Johann Christoph Bach, not to be confused with Johann Christoph Friedrich Bach, was Johann Sebastian Bach's first cousin once removed. An organist and ducal employee at Eisenach, he died in 1703 and was thus a good deal older than J.S. Bach. He may well have been among the great man's influences; the works recorded here have a certain combination of intense expressivity and careful structure that brings the younger composer to mind. They do not outwardly sound like J.S. Bach, however; they come from a generation before him and show a different kind of influence from Italian music.

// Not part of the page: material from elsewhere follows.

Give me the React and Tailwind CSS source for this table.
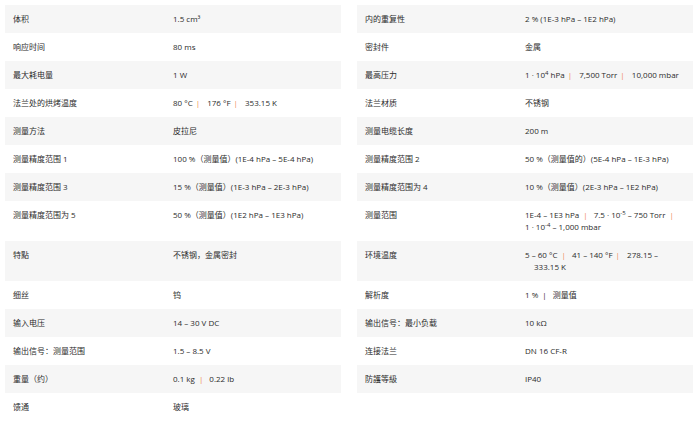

Especially as performed here by the
English Baroque Soloists under
John Eliot Gardiner, with one voice per part in all the music, they sound a bit like Buxtehude's small religious vocal pieces. The motets might be performed by a choir, but the basically declamatory nature of the language works reasonably well in this kind of setting, and the intensely text-centered, reverent approach cultivated by
Gardiner presents this music at its best; the atmosphere in most of these works is prayerful and quite intense. Most of the music is based on biblical texts and reflects the fervent, somber brand of Lutheranism associated with the younger Bach cousin, but the finale, Meine Freundin, du bist schön, was apparently a sort of secular wedding cantata. At least it seems to be; not that much is known of this Bach's music, and it's possible that the piece is one of those works in which Eros is used to allegorize the relationship between the soul and Christ. But if so, it's one of the most involved metaphors on record. At the very least, it makes a charming conclusion to a quietly meditative and altogether lovely recording. Any suspicion that
Gardiner was trying to scrape the bottom of the barrel after the conclusion of his successful Bach cantata series has proved unjustified; this is a recording that succeeds on its own terms.